__Requirement__. Include in the output exactly the lines from the opening of the data through the line containing "import React from 'react';", and nothing more.

__Data__.
........
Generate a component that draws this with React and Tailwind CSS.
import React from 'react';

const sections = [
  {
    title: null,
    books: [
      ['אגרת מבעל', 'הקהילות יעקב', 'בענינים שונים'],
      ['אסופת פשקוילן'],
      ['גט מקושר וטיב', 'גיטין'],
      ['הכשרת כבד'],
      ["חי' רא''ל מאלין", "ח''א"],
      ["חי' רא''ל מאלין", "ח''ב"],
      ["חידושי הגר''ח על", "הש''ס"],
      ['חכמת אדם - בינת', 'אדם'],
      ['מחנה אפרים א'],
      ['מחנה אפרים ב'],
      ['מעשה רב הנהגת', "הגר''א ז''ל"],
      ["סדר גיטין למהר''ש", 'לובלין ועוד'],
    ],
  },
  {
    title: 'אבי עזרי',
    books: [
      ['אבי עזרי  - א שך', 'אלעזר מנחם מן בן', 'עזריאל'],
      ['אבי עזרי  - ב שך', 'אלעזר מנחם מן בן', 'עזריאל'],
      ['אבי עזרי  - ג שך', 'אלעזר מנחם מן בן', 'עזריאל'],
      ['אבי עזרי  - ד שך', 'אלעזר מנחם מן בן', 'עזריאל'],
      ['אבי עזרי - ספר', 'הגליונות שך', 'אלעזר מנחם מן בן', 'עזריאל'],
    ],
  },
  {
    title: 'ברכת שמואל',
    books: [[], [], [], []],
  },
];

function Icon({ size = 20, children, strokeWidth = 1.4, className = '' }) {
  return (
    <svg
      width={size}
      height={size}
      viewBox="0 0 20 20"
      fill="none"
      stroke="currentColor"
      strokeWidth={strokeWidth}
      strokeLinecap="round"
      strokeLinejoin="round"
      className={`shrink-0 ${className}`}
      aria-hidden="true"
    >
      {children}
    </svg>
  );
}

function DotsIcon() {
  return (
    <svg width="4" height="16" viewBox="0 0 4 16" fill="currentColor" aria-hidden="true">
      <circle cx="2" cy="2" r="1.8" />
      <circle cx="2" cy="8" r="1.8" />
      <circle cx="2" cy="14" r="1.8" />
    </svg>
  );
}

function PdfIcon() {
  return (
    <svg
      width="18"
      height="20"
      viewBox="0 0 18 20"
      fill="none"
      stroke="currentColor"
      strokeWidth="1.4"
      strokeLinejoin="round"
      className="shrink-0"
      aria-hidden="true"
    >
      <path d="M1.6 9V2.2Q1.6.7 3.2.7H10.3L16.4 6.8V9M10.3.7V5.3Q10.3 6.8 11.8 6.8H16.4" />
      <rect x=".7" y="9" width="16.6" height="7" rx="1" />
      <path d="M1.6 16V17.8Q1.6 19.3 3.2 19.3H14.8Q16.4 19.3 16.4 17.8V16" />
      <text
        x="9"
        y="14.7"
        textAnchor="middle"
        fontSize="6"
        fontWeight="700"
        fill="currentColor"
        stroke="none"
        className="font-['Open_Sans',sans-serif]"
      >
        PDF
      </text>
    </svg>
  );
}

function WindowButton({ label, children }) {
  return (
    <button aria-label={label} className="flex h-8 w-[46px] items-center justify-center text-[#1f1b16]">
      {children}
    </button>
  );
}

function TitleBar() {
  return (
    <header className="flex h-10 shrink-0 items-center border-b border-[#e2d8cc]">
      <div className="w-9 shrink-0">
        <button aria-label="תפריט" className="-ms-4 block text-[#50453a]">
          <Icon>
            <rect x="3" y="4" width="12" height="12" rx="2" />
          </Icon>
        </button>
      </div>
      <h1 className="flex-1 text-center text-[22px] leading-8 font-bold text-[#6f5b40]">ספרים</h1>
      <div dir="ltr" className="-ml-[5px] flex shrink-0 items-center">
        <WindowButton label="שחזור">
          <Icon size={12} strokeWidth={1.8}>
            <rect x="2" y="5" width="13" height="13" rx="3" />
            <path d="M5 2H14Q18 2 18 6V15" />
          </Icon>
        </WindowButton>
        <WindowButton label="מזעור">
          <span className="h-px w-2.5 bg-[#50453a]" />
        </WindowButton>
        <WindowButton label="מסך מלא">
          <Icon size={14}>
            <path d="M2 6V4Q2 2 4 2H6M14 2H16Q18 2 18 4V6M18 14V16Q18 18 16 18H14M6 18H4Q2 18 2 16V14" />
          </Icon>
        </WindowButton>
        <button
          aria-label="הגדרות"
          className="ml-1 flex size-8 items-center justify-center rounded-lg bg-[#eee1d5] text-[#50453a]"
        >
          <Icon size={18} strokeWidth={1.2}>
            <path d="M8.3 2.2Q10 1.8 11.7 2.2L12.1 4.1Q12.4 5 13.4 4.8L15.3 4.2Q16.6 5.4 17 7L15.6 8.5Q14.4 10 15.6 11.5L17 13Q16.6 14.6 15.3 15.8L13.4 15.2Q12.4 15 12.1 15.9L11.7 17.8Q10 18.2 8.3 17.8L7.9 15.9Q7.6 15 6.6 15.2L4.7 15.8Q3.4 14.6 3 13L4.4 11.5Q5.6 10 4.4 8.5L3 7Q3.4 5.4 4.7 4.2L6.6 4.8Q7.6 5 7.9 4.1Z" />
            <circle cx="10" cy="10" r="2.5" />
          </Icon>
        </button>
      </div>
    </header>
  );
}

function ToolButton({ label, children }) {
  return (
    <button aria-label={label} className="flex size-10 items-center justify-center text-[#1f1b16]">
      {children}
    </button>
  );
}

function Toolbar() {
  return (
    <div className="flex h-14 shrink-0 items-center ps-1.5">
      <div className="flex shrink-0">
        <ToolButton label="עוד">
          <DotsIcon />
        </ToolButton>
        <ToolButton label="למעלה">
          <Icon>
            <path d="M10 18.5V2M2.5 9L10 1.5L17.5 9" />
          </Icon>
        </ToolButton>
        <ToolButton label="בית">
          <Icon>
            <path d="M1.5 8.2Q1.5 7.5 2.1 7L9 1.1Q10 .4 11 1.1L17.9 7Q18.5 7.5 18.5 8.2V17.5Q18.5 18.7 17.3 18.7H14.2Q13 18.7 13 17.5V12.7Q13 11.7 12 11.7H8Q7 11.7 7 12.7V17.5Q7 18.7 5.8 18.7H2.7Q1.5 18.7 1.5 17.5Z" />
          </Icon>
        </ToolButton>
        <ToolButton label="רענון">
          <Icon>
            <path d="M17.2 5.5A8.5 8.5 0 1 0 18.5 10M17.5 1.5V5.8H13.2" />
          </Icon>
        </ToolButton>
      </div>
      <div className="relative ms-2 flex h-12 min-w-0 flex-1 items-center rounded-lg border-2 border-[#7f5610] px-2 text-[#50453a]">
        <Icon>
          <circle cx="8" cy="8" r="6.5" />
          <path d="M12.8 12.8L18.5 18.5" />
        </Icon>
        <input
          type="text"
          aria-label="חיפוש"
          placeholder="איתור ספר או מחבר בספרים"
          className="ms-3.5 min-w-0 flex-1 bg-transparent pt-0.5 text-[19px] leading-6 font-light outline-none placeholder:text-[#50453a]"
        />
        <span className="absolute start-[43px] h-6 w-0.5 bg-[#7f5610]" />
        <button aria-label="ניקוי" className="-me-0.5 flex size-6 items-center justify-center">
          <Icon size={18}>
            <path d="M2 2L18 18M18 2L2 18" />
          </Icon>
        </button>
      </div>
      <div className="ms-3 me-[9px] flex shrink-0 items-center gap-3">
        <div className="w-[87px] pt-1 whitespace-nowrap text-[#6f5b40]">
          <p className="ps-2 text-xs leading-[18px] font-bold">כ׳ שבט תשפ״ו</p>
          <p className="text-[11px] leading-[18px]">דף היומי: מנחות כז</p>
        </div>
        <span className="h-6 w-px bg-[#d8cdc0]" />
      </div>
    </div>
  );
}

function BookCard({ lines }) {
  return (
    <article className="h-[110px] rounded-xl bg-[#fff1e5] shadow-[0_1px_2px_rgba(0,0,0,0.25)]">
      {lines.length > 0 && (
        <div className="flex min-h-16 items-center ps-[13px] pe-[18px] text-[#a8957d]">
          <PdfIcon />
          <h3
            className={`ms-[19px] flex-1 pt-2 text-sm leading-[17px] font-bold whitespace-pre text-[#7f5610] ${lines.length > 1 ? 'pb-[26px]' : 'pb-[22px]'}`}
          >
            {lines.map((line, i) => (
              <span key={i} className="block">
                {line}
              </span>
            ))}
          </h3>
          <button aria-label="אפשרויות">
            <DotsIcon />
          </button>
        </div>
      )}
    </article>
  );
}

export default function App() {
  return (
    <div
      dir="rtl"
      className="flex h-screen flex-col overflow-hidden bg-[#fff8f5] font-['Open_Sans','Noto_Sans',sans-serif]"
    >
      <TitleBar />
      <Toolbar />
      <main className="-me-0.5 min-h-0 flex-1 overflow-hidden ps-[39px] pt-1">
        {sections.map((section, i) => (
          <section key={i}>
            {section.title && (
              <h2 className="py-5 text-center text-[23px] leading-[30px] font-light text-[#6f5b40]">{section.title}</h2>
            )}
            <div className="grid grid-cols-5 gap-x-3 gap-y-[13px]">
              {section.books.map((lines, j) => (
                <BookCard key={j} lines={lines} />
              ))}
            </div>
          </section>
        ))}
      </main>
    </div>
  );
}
........
__Problem solution__.
Generate a component that draws this with React and Tailwind CSS.
import React from 'react';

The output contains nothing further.